What are some of the key takeaways that you’ve found in doing your research?

I think the key takeaway would be that these spaces had important political and cultural and social functions that have been misrecognized. Because it’s a monarchical state, not a so-called western state, we look at the Egyptian state and don’t expect to see something like a town square. But within these state structures there is all kinds of dialogue, room for rational discussions, law, and those kinds of activities. The other part of it is what a critical role these played in the functioning of Ptolemaic Egypt. These practices were really critical to the sustained state and sometimes disputed the state as well. At times,these public areas and temples were also sites of violence.

How has being with other fellows helped drive your project?

It has been really fantastic.

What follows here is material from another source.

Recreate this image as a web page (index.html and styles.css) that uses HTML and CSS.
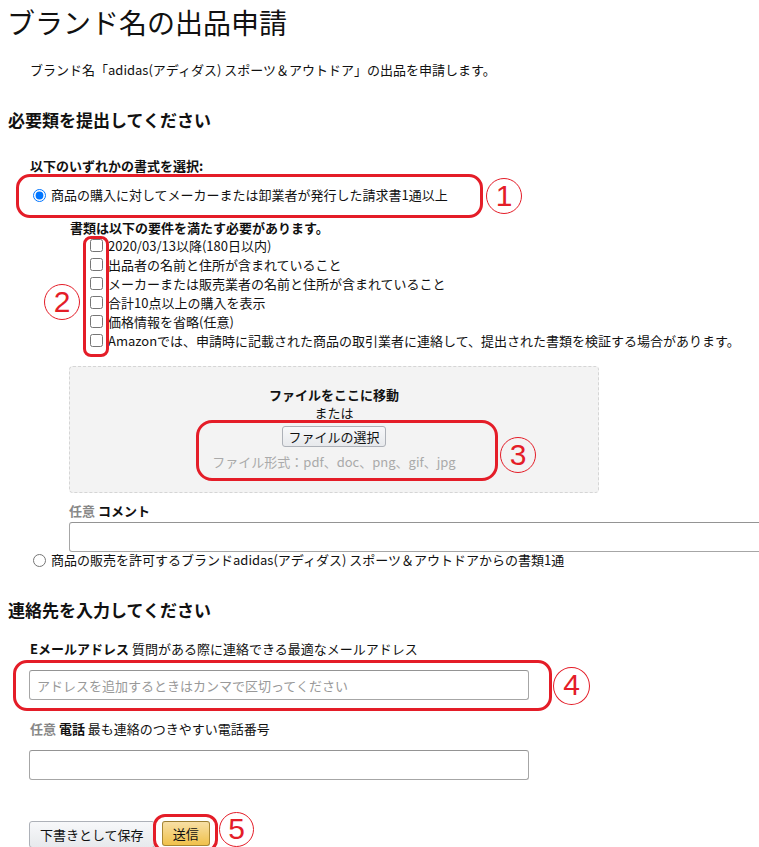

I gave my workshop a couple weeks ago and got extraordinary feedback. Presenting my big ideas in kind of an introductory chapter helped me to learn how to express it to wider audiences and figure out how to answer the question you just asked me: what’s the big takeaway here and how do I get that across? You get to a certain point within your field where you know more than anyone else and it can be slightly isolating. To help pull out what’s of wider significance is really productive. The other thing is that our particular group has had a real investment in crafting arguments and narratives in a way that’s compelling and rhetorically satisfying. Some of the aesthetic dimensions of how we do work in the communities have actually come to the fore in our conversations. It’s given me license to think a little more freely about expressing this in a way that’s going to be compelling on multiple levels, on aesthetic levels, and just general human interest levels.

What is one choice you were glad you made as an undergrad?

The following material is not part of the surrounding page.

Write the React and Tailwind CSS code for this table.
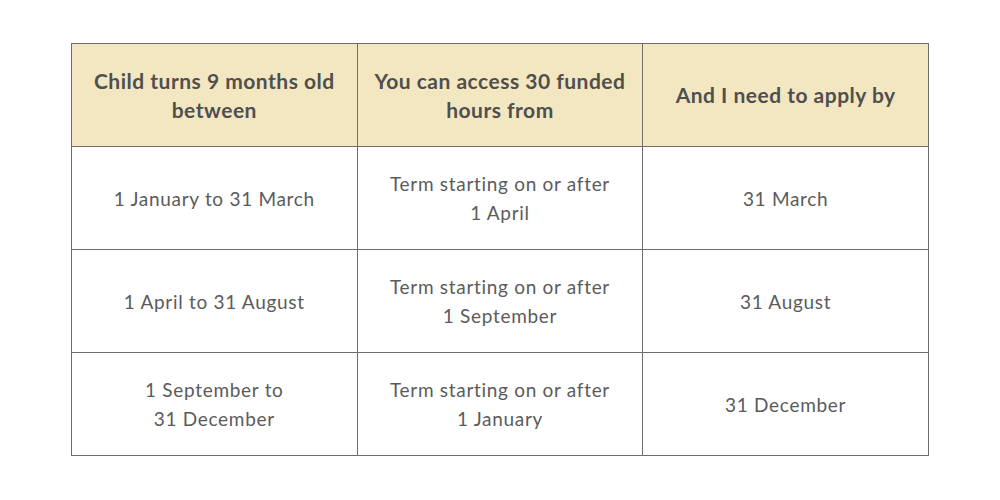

I’m so glad I decided to study Ancient Greek. It was just a side thing but when I took my first class I thought, “Wow, this is hard.” I’m so glad I discovered something that was challenging and that made me work. I still remember the first sentence of Greek that I translated because it took me three hours. I really believe that intellectually, stretching my mind and stretching into a different way of thinking and expressing opened up all of the gateways to fields that I had no idea about. You never know when you’ll find that one thing that you suddenly develop a kind of quasi obsession with and you desire to really get into it.

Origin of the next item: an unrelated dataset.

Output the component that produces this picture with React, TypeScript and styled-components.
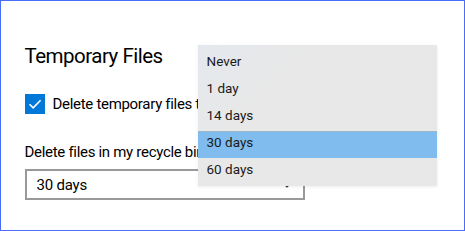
import styled, { createGlobalStyle } from "styled-components"

const GlobalStyle = createGlobalStyle`
    html, body {
        margin: 0;
        padding: 0;
        background: #ffffff;
    }
    body {
        font-family: "Segoe UI", Roboto, "Noto Sans", sans-serif;
        color: #000000;
    }
`

const options = ["Never", "1 day", "14 days", "30 days", "60 days"]
const selected = "30 days"

const App = () => {
    return (
        <>
            <GlobalStyle />
            <Frame>
                <Title>Temporary Files</Title>
                <CheckRow>
                    <CheckBox>
                        <svg width="14" height="14" viewBox="0 0 14 14">
                            <path d="M1.5 7.2 L5.2 10.8 L12.6 3.2" fill="none" stroke="#ffffff" strokeWidth="1.6" />
                        </svg>
                    </CheckBox>
                    <Label>Delete temporary files that my apps aren't using</Label>
                </CheckRow>
                <Caption>Delete files in my recycle bin if they have been there for over:</Caption>
                <Combo>
                    <ComboText>{selected}</ComboText>
                    <Chevron viewBox="0 0 10 6" width="10" height="6">
                        <path d="M1 1 L5 5 L9 1" fill="none" stroke="#333333" strokeWidth="1.2" />
                    </Chevron>
                    <Menu>
                        {options.map((o) => (
                            <MenuItem key={o} $active={o === selected}>{o}</MenuItem>
                        ))}
                    </Menu>
                </Combo>
            </Frame>
        </>
    )
}

const Frame = styled.div`
    width: 465px;
    height: 231px;
    box-sizing: border-box;
    border: 1.5px solid #4a6cf8;
    padding: 41px 0 0 23.5px;
    overflow: hidden;
`

const Title = styled.h2`
    margin: 0;
    font-weight: 400;
    font-size: 20.5px;
    line-height: 28px;
    letter-spacing: -0.5px;
    color: #000000;
`

const CheckRow = styled.div`
    display: flex;
    align-items: center;
    gap: 8px;
    margin-top: 24px;
    white-space: nowrap;
`

const CheckBox = styled.div`
    width: 20px;
    height: 20px;
    flex-shrink: 0;
    background: #0078d7;
    display: flex;
    align-items: center;
    justify-content: center;
`

const Label = styled.span`
    max-width: 145px;
    overflow: hidden;
    font-size: 15px;
    line-height: 20px;
    letter-spacing: -0.3px;
`

const Caption = styled.div`
    max-width: 173px;
    overflow: hidden;
    margin-top: 28px;
    font-size: 15px;
    line-height: 20px;
    letter-spacing: -0.3px;
    white-space: nowrap;
`

const Combo = styled.div`
    position: relative;
    margin-top: 7px;
    width: 280px;
    height: 31px;
    box-sizing: border-box;
    border: 2px solid #999999;
    display: flex;
    align-items: center;
    justify-content: space-between;
    padding: 0 11px 0 10px;
`

const ComboText = styled.span`
    font-size: 15px;
    letter-spacing: -0.2px;
`

const Chevron = styled.svg`
    display: block;
`

const Menu = styled.div`
    position: absolute;
    left: 171px;
    top: -126px;
    width: 239px;
    height: 141px;
    box-sizing: border-box;
    padding: 5px 0 1px;
    background: linear-gradient(135deg, #e4e8ee 0%, #e8e8e8 30%, #e8e8e8 100%);
    box-shadow: 0 1px 3px rgba(0, 0, 0, 0.08);
`

const MenuItem = styled.div<{ $active?: boolean }>`
    height: 27px;
    line-height: 23px;
    padding-left: 9px;
    font-size: 13.5px;
    color: #1a1a1a;
    background: ${(p) => (p.$active ? "#80bdee" : "transparent")};
    box-shadow: ${(p) => (p.$active ? "inset 0 1px 0 #9cb6cc" : "none")};
`

export default App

What advice would you give to current undergraduates?

I would say this is your time to try as much as you can and to take a sample from the smorgasbord that you have before you, especially at a place like Michigan, where the possibilities are enormous. So, I’d split it into two forms. One, try to find a hard skill that you want to nail down. For me it was languages, but something you can identify as a skill, whether it’s a skill of writing, a skill of close-textual reading, something like that. And then, on the other end of the spectrum, the biggest ideas possible. Then, between skills and big ideas, your interests will kind of coalesce in the middle somewhere. But if you have a grounding in the real hard skills, plus some big ideas to think about, you’re gold as far as your intellectual development. Those are things that carry forward in lots of others ways and in other fields.

Last question. Why do you think undergrads should study the humanities?

I think the ability to think yourself into other times, places, cultures, and minds is an incredible social skill. From a historical perspective, having the capacity to understand that things are the product of historical development helps you often to denaturalize things that are taken as givens and start thinking about prospects for new futures rather than getting stuck in the rut of the way things are.